Kombuseevi begins in a village near Andipatti, where Rokkapuli is introduced as a ruffian-cum-messiah, who turns to unscrupulous activities like violence and ganja smuggling. He chooses this life since he was forced out of his village and livelihood because of the construction of a dam on the Vaigai River. Later, we see a young Paandi, who is orphaned as both his parents die due to unbearable debts in the face of challenges caused by the construction of the dam. Soon enough, a grown-up Paandi too takes to lawlessness, under the wing of Rokkapuli, who is now the only person the former can call his family.

== Production ==
=== Development ===
In late-March 2024, it was reported that director Ponram, who had received negative reviews for his last venture DSP (2022), was in talks with late actor-turned-politician Vijayakanth's son Shanmuga Pandian to make a comeback. Shanmuga Pandian, who was gearing up for his next release Padai Thalaivan (2025), would play the lead role opposite to R. Sarathkumar, who had earlier appeared with Vijayakanth in several films such as Pudhu Padagan, Pulan Visaranai, Sandhana Kaatru (all 1990), and Captain Prabhakaran (1991). The film stars debutant actor Tharnika in the female lead role alongside Kaali Venkat, Kalki Raja and others in supporting roles. The film was tentatively titled Production No.1 and is said to be bankrolled by Mukesh T Chelliah under the Star Cinemas banner making its maiden production.

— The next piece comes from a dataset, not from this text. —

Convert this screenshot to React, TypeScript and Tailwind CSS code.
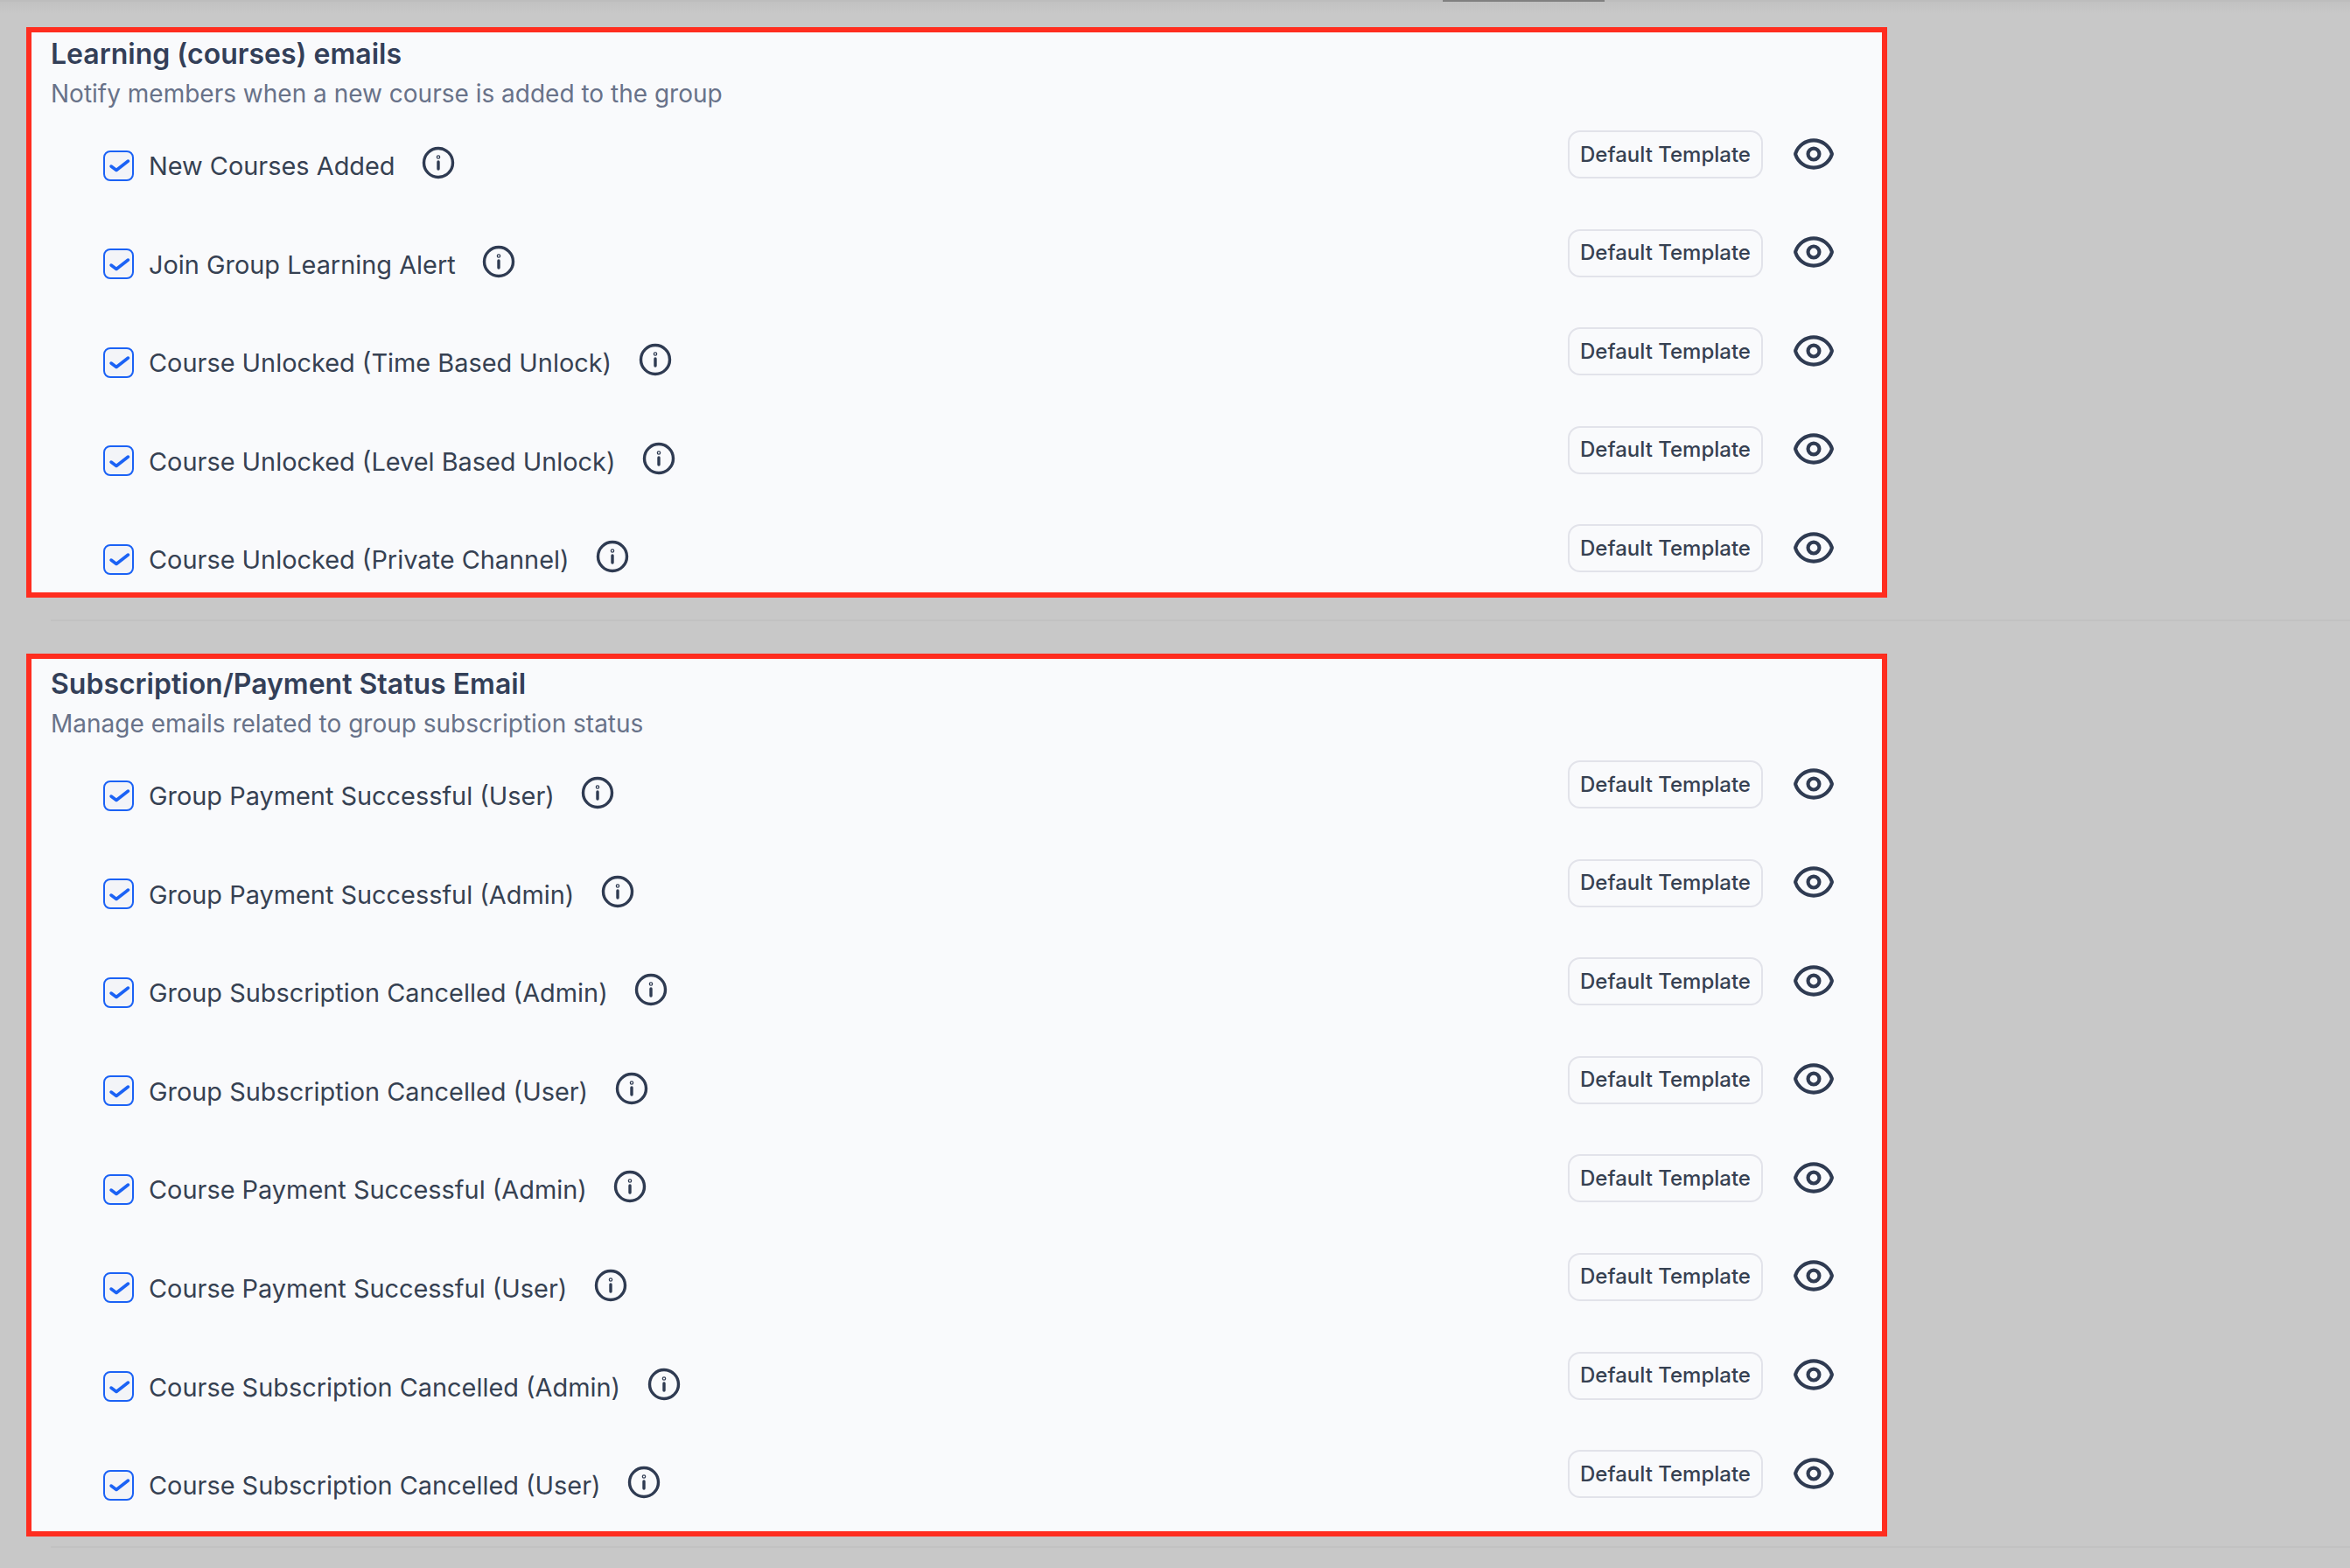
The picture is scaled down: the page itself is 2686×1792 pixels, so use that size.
const learning = [
  "New Courses Added",
  "Join Group Learning Alert",
  "Course Unlocked (Time Based Unlock)",
  "Course Unlocked (Level Based Unlock)",
  "Course Unlocked (Private Channel)",
];

const payment = [
  "Group Payment Successful (User)",
  "Group Payment Successful (Admin)",
  "Group Subscription Cancelled (Admin)",
  "Group Subscription Cancelled (User)",
  "Course Payment Successful (Admin)",
  "Course Payment Successful (User)",
  "Course Subscription Cancelled (Admin)",
  "Course Subscription Cancelled (User)",
];

function CheckBox() {
  return (
    <span className="flex h-[35px] w-[35px] shrink-0 items-center justify-center rounded-[8px] border-[2.5px] border-[#1b62f5] bg-[#f3f4f8]">
      <svg width="30" height="30" viewBox="0 0 30 30" fill="none" stroke="#1b62f5" strokeWidth="3.5" strokeLinecap="round" strokeLinejoin="round">
        <path d="M6 16 L12 20.5 L25.5 10" />
      </svg>
    </span>
  );
}

function InfoIcon() {
  return (
    <svg width="38" height="38" viewBox="0 0 38 38" fill="none" stroke="#2f3b52" strokeWidth="3.4" strokeLinecap="round" className="ml-[30.5px] mt-[-6px] shrink-0">
      <circle cx="19" cy="19" r="16.5" />
      <path d="M19 18 V26" />
      <circle cx="19" cy="12.5" r="0.6" />
    </svg>
  );
}

function EyeIcon() {
  return (
    <svg width="50" height="50" viewBox="0 0 24 24" fill="none" stroke="#2f3b52" strokeWidth="2" strokeLinecap="round" strokeLinejoin="round" className="mb-[2px]">
      <path d="M2.036 12.322a1.012 1.012 0 0 1 0-.639C3.423 7.51 7.36 4.5 12 4.5c4.638 0 8.573 3.007 9.963 7.178.07.207.07.431 0 .639C20.577 16.49 16.64 19.5 12 19.5c-4.638 0-8.573-3.007-9.963-7.178Z" />
      <circle cx="12" cy="12" r="3.1" />
    </svg>
  );
}

function Row({ label }: { label: string }) {
  return (
    <div className="flex h-[58px] items-start justify-between">
      <div className="flex items-center pl-[82px] pt-[22px]">
        <CheckBox />
        <span className="ml-[17px] pt-[2px] text-[28.9px] leading-[34px] text-[#364152]">{label}</span>
        <InfoIcon />
      </div>
      <div className="flex items-center gap-[33px] pr-[53px]">
        <button className="h-[55px] w-[223px] rounded-[14px] border-2 border-[#e2e3ea] bg-[#f9fafc] text-[24px] font-medium text-[#364152]">
          Default Template
        </button>
        <EyeIcon />
      </div>
    </div>
  );
}

function Panel({ title, subtitle, rows, className }: { title: string; subtitle: string; rows: string[]; className: string }) {
  return (
    <section className={`w-[2127px] border-[6px] border-[#ff2d1f] bg-[#f9fafc] ${className}`}>
      <h2 className="pl-[22px] text-[32px] font-semibold leading-[40px] text-[#333f58]">{title}</h2>
      <p className="pl-[22px] pt-[6.5px] text-[28px] leading-[36px] text-[#687289]">{subtitle}</p>
      <div className="mt-[24.5px] flex flex-col gap-[54.6px]">
        {rows.map((r) => (
          <Row key={r} label={r} />
        ))}
      </div>
    </section>
  );
}

export default function App() {
  return (
    <div className="h-[1792px] w-[2686px] overflow-hidden bg-[#c8c8c8] font-['Inter',sans-serif]">
      <div className="relative h-[2px] w-full bg-[#bdbdbd]">
        <div className="absolute left-[1649px] top-0 h-[2px] w-[185px] bg-[#808080]" />
      </div>
      <div className="bg-[linear-gradient(#c1c1c1,#c8c8c8_14px)] pl-[30px] pt-[29px]">
        <Panel
          title="Learning (courses) emails"
          subtitle="Notify members when a new course is added to the group"
          rows={learning}
          className="h-[652px] pt-[5px]"
        />
        <div className="ml-[28px] mt-[25px] h-[2px] bg-[#c2c2c2]" />
        <Panel
          title="Subscription/Payment Status Email"
          subtitle="Manage emails related to group subscription status"
          rows={payment}
          className="mt-[37px] h-[1009px] pt-[9px]"
        />
        <div className="ml-[28px] mt-[11px] h-[2px] bg-[#c2c2c2]" />
      </div>
    </div>
  );
}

The film has music composed by Yuvan Shankar Raja, cinematography by Balasubramaniem, costume designed by Meenakshi Narayanaswamy, art direction by Saravana Abiraman, and editing by Dinesh Ponraj.

=== Filming and post-production ===
Principal photography commenced on 25 August 2024, coinciding with the birth anniversary of Vijayakanth. On 19 September, the filming began in Theni. Shanmuga Pandian began dubbing for his portions on 20 May 2025. On 14 June 2025, a day after the release of Padai Thalaivan, it was announced that the production had been wrapped.

== Music ==

The music and background score is composed by Yuvan Shankar Raja, with lyrics being penned by Yugabharathi and Snehan. The first single titled "Unna Naan Paatha" was released on 23 October 2025. The second single titled "Vasthara" was released on 2 December 2025. The pre-release audio launch event was conducted in Chennai on 14 December 2025.

Track listing
| No. | Title | Lyrics | Singer(s) | Length |
|---|---|---|---|---|
| 1. | "Usilampatti" | Snehan | Yuvan Shankar Raja, Mukesh, Sinduri Vishal |  |
| 2. | "Unna Naan Paatha" | Yugabharathi | Yuvan Shankar Raja |  |
| 3. | "Vasthara" | Super Subbu | Yuvan Shankar Raja, Vishnu Priya |  |
| 4. | "Annan Magan" | Bala Sivasamy | Yuvan Shankar Raja, Velu, Shibi Srinivas, Aravind Annest |  |
| 5. | "Heyleylo Puleyma" | Dinesh Narasimharaj | Yuvan Shankar Raja, Mathichiyam Bala |  |
| 6. | "Vazhi Piranthathey" | Ponram | Yuvan Shankar Raja, Anthony Daasan |  |
| 7. | "Karuppan" | Bala Sivasamy | Yuvan Shankar Raja, Mahalingam |  |
| 8. | "Amma En Thangakani" | Pa. Vijay | Yuvan Shankar Raja, Ilaiyaraja |  |

== Marketing ==
On 12 October 2024, through a first-look poster, the title of the film Kombuseevi was revealed simultaneously by R. Sarathkumar, Shanmuga Pandian and Premalatha Vijayakanth. On 6 April 2025, coinciding with the lead actor's birthday a 39-second long glimpse was released. The teaser was released on 11 October 2025.

== Release ==
Kombuseevi was released in theatres on 19 December 2025. Earlier it was planned to release during Christmas 2025.

== Reception ==
Rakesh of Times Now Tamil gave the film 2.5/5 stars and wrote, "The biggest tragedy is that we thought that comedy would come from using double meaning dialogues, obscene jokes, and artificial acting. The comedy scenes are so weak that we can't help but wonder if this is the same Ponram that gave us films like 'Varuttapada Vaalibar Sangam' and 'Rajini Murugan'. Moreover, many scenes that lack logic come across as absurd."

Akshay Kumar of Cinema Express gave 2/5 stars and wrote "With the skewed messaging, Kombuseevi cuts a sorry figure and serves as a lesson for filmmakers not to sacrifice their strengths at the altar of experimentation." Harshini SV of The Times of India gave the film 2/5 stars and wrote, " If you are in just for the comedy, Kombuseevi might still have something for you. But otherwise, it’s a film that’s unsure about its own ambitions."

Dina Thanthi wrote, "Director Ponram, who has often driven the double-cart that travels with action on one side and comedy on the other, has driven away without even watching 'Logic'." Vikatan wrote, "Although it is a story centered on history, if the screenplay had been laced with trendy comedy scenes and innovations, this 'Kombuseevi' would have stood up proudly. ".